BBQ Jackfruit Sandwiches
“Just grab a bun (or your favorite bread, toasted) and load it up with pulled jackfruit and your toppings of choice. We love adding shredded purple cabbage for crunch and color, plus red onion and tangy dill pickles. This also makes a tasty addition to a party platter (especially around football season). Just double or triple the batch of pulled jackfruit and get extra buns so there’s enough to share, because it’s guaranteed to be a hit.”
— Toni Okamoto & Michelle Cehn
Yield: 4 sandwiches
Prep time: 5 minutes | Total time: 5 minutes
Recipes from The Friendly Vegan Cookbook by Toni Okamoto from plantbasedonabudget.com and Michelle Cehn from worldofvegan.com.
INGREDIENTS
1 batch BBQ Pulled Jackfruit
1 cup finely shredded purple cabbage (or coleslaw, store-bought or from the recipe on page 162)

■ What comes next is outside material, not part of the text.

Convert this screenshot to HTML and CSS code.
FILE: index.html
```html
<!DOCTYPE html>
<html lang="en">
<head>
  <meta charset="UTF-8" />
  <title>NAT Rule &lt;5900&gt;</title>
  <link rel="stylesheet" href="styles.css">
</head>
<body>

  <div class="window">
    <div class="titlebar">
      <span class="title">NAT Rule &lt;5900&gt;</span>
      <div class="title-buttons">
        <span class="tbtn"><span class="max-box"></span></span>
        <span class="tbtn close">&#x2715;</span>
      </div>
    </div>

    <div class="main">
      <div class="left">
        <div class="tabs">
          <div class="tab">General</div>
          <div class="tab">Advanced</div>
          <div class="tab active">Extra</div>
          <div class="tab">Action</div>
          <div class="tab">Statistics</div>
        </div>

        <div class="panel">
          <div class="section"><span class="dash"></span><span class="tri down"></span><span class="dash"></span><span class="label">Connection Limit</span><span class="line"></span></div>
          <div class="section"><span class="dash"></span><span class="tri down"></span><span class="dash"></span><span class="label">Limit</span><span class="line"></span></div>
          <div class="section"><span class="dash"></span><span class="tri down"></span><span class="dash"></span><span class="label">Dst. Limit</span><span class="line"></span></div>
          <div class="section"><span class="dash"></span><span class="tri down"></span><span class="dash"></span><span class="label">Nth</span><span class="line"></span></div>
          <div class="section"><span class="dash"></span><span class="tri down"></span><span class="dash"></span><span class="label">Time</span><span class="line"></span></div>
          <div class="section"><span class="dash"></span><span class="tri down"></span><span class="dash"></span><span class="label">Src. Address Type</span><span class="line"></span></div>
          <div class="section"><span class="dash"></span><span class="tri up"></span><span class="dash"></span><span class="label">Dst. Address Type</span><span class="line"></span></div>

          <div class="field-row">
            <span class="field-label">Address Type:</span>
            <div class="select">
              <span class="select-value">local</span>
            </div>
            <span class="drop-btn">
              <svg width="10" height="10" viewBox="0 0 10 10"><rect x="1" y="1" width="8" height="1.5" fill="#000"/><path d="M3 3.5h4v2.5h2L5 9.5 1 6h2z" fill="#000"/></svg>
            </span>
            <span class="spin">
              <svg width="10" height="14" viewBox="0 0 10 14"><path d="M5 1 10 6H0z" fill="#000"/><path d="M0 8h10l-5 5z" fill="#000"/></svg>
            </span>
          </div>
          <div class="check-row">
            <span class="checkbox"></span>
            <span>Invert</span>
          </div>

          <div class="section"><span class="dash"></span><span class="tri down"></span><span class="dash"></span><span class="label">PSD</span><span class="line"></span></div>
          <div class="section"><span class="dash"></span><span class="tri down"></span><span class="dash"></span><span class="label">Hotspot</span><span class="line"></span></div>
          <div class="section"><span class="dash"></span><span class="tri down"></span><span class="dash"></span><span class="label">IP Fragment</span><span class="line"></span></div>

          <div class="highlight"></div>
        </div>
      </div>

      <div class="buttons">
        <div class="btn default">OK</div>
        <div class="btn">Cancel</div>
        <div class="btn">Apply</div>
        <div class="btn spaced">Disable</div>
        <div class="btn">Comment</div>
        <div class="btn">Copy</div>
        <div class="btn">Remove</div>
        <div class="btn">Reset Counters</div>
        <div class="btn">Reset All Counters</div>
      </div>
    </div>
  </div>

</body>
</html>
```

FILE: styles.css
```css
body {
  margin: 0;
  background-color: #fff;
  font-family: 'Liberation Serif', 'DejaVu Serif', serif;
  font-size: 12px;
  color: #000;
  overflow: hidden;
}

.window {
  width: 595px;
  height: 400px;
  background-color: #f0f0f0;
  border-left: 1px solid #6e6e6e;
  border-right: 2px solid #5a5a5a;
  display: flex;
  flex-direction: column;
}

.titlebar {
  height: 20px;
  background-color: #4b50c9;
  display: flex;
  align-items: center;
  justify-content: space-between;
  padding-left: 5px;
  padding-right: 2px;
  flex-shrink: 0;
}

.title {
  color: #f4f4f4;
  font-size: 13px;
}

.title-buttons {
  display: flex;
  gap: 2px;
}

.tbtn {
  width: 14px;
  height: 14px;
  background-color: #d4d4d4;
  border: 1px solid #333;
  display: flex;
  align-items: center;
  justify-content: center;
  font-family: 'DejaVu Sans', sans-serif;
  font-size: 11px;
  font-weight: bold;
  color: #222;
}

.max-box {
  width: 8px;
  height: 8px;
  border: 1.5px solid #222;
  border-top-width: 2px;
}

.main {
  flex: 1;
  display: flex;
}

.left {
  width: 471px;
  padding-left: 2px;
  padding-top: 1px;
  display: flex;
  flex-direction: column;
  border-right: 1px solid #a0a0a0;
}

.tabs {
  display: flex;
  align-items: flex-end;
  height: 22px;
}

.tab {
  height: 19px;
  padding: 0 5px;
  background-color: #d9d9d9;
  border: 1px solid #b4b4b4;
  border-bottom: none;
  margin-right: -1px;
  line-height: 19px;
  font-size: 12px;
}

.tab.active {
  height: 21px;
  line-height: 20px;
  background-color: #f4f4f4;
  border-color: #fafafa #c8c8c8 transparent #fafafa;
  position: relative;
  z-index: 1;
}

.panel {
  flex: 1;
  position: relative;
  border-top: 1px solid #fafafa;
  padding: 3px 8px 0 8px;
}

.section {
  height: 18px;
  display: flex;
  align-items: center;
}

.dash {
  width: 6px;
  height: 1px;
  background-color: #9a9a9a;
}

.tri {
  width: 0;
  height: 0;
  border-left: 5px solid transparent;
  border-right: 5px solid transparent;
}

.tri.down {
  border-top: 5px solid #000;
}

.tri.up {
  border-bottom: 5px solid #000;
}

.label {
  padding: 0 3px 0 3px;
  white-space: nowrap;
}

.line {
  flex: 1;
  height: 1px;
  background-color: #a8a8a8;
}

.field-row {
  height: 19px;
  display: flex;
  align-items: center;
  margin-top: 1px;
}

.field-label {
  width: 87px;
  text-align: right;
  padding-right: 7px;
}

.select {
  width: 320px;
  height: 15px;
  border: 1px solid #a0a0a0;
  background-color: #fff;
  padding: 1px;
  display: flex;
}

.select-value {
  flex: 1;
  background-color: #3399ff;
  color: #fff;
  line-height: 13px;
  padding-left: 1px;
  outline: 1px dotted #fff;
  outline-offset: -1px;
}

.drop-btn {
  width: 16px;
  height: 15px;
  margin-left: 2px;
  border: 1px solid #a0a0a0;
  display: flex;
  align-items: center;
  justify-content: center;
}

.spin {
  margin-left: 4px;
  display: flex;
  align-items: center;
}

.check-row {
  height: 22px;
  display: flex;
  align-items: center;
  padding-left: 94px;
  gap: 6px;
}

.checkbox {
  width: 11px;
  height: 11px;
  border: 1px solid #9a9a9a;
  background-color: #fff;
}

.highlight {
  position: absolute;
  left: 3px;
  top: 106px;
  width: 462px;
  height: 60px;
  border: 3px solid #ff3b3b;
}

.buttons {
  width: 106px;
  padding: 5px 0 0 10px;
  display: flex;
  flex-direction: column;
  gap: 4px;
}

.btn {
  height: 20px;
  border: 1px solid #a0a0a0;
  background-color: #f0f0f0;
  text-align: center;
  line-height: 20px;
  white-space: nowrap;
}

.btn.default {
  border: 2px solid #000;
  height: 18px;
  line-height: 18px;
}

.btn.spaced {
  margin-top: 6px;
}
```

1 large red onion, finely sliced
Dill pickles, sliced, to taste
4 burger buns, toasted
PULLED JACKFRUIT INGREDIENTS
2 (20-oz) cans young green jackfruit, drained
1 tbsp canola or vegetable oil
½ small red onion, diced
2 medium cloves garlic, minced
1 teaspoon smoked paprika
1 cup vegan barbecue sauce
DIRECTIONS
- Assemble each sandwich with a large scoop of hot BBQ pulled jackfruit topped with cabbage or coleslaw, red onion, and pickles on a toasted bun. Devour immediately.
Notes: Some brands of buns get soggy really easily. If that’s a deal-breaker for you, try using a sturdier roll or ciabatta instead.

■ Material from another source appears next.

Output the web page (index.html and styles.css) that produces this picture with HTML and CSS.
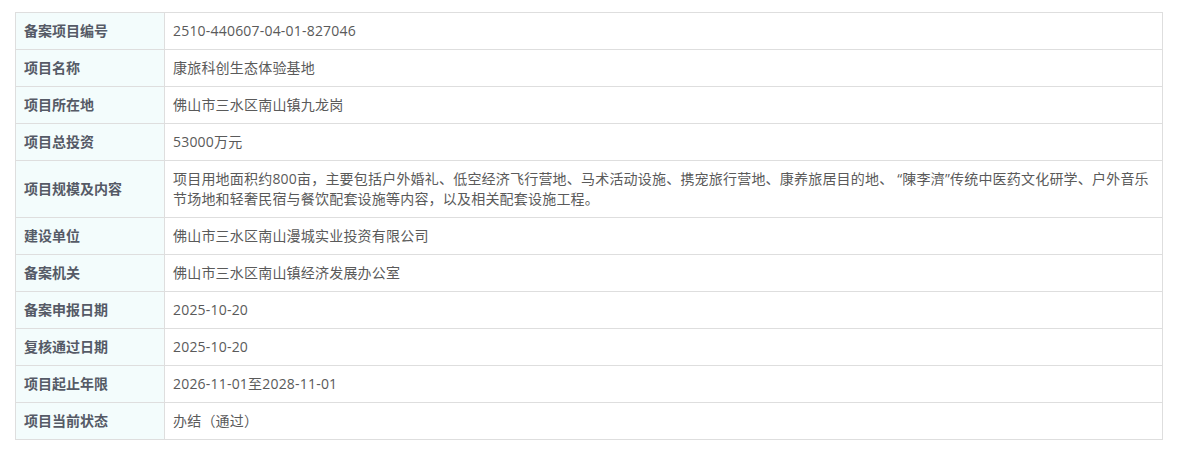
FILE: index.html
```html
<!DOCTYPE html>
<html lang="zh-CN">
<head>
  <meta charset="UTF-8">
  <title>备案项目信息</title>
  <link rel="stylesheet" href="styles.css">
</head>
<body>
  <div class="wrap">
    <table class="info">
      <tr><th>备案项目编号</th><td>2510-440607-04-01-827046</td></tr>
      <tr><th>项目名称</th><td>康旅科创生态体验基地</td></tr>
      <tr><th>项目所在地</th><td>佛山市三水区南山镇九龙岗</td></tr>
      <tr><th>项目总投资</th><td>53000万元</td></tr>
      <tr><th>项目规模及内容</th><td>项目用地面积约800亩，主要包括户外婚礼、低空经济飞行营地、马术活动设施、携宠旅行营地、康养旅居目的地、 “陳李濟”传统中医药文化研学、户外音乐节场地和轻奢民宿与餐饮配套设施等内容，以及相关配套设施工程。</td></tr>
      <tr><th>建设单位</th><td>佛山市三水区南山漫城实业投资有限公司</td></tr>
      <tr><th>备案机关</th><td>佛山市三水区南山镇经济发展办公室</td></tr>
      <tr><th>备案申报日期</th><td>2025-10-20</td></tr>
      <tr><th>复核通过日期</th><td>2025-10-20</td></tr>
      <tr><th>项目起止年限</th><td>2026-11-01至2028-11-01</td></tr>
      <tr><th>项目当前状态</th><td>办结（通过）</td></tr>
    </table>
  </div>
</body>
</html>
```

FILE: styles.css
```css
body {
  margin: 0;
  background: #fff;
  font-family: "Open Sans", "Noto Sans CJK SC", sans-serif;
  font-size: 14px;
  color: #5a5a5a;
}
.wrap {
  padding: 12px 15px;
}
.info {
  width: 1148px;
  border-collapse: collapse;
  table-layout: fixed;
}
.info th,
.info td {
  border: 1px solid #dedede;
  padding: 8px 8px;
  line-height: 20px;
  text-align: left;
  vertical-align: middle;
}
.info td {
  letter-spacing: 0.2px;
}
.info th {
  width: 132px;
  background: #f3fcfc;
  font-weight: bold;
  color: #555a66;
}
```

PULLED JACKFRUIT DIRECTIONS
- Using your fingers, pull apart the jackfruit pieces into shreds and remove all the tough pieces. Place the shreds and the oil in a medium pan
- Place the pan over medium-high heat and add the onion and garlic. Sauté for 4 minutes or until the onion becomes translucent. Add the paprika and cook for 3 more minutes.
- Pour in the barbecue sauce and cook for 3 minutes. Serve hot.
Split Pea Guacamole
High in potassium and low in salt, avocados may help reduce blood pressure and the risk of stroke. Ounce for ounce, an avocado contains 30 percent more potassium than a banana, a dietary staple for many people with high blood pressure. Make a variation of the ever-popular guacamole dip by adding in split peas!
Source: Two Peas and Their Pod
INGREDIENTS
- 1 cup dried split peas
- 3 cups water
- Juice of 1 lime
- 2 ripe avocados cut in half, pit removed
- 1 clove garlic minced
- 1 tbsp diced jalapeno
- 3 tbsp diced red onion
- 3/4 cup freshly chopped cilantro
- salt and black pepper, to taste
- Tortilla chips, for serving
DIRECTIONS
- Rinse the split peas and place in a small pot. Add water and bring to a boil.
- Reduce the heat. Cover and simmer for 35 minutes. Drain excess water if necessary.
- Transfer the split pea mixture to a food processor or blender. Add the lime juice and puree until creamy.
- Transfer the pea mixture to a bowl and let cool.
- Scoop out the avocado flesh and place in a large bowl. Smash the avocados with a fork and stir in the split peas mixture, garlic, jalapeno, onion, and cilantro.
- Season with salt and black pepper, to taste.
- Serve with tortilla chips.
One Hour, Crowd-Feeding Chili
The longest-lived people in the world eat about a cup of beans per day. This easy, one hour chili is packed full of kidney beans and is a mild rendition, but can be spiced up with your favorite hot sauce or with the addition of jalapeños.
Yield: 10 servings
Note from OMD: The Simple, Plant-Based Program to Save Your Health, Save Your Waistline, and Save the Planet: Swapping out 1 pound 14 ounces of beef, you save about: 60 miles of driving, 2,324 square feet of land, and 3,202 gallons of water
INGREDIENTS
2 tablespoons olive oil
6 large white onions, diced
3 (14-ounce) cans diced tomatoes
3 (15-ounce) cans kidney beans, rinsed and drained
1 (42-ounce) container dairy free creamy tomato soup
1 teaspoon chili powder
3 (10-ounce) packages frozen vegetarian “beefy” crumbles, optional
DIRECTIONS
- Preheat oven to 350°F.
- In a large (6-quart) cast-iron or enameled Dutch oven, heat oil over medium-high heat. Add onions and cook until softened, 10 to 15 minutes. Add the vegetarian “beefy” crumbles, if using, and cook, stirring occasionally, until the crumbles have thawed, about 3 minutes. Add tomatoes, beans, soup, and chili powder.
- Stir well, transfer to oven, and bake, uncovered, for 1 hour, stirring every 30 minutes, until it cooks down to chili consistency.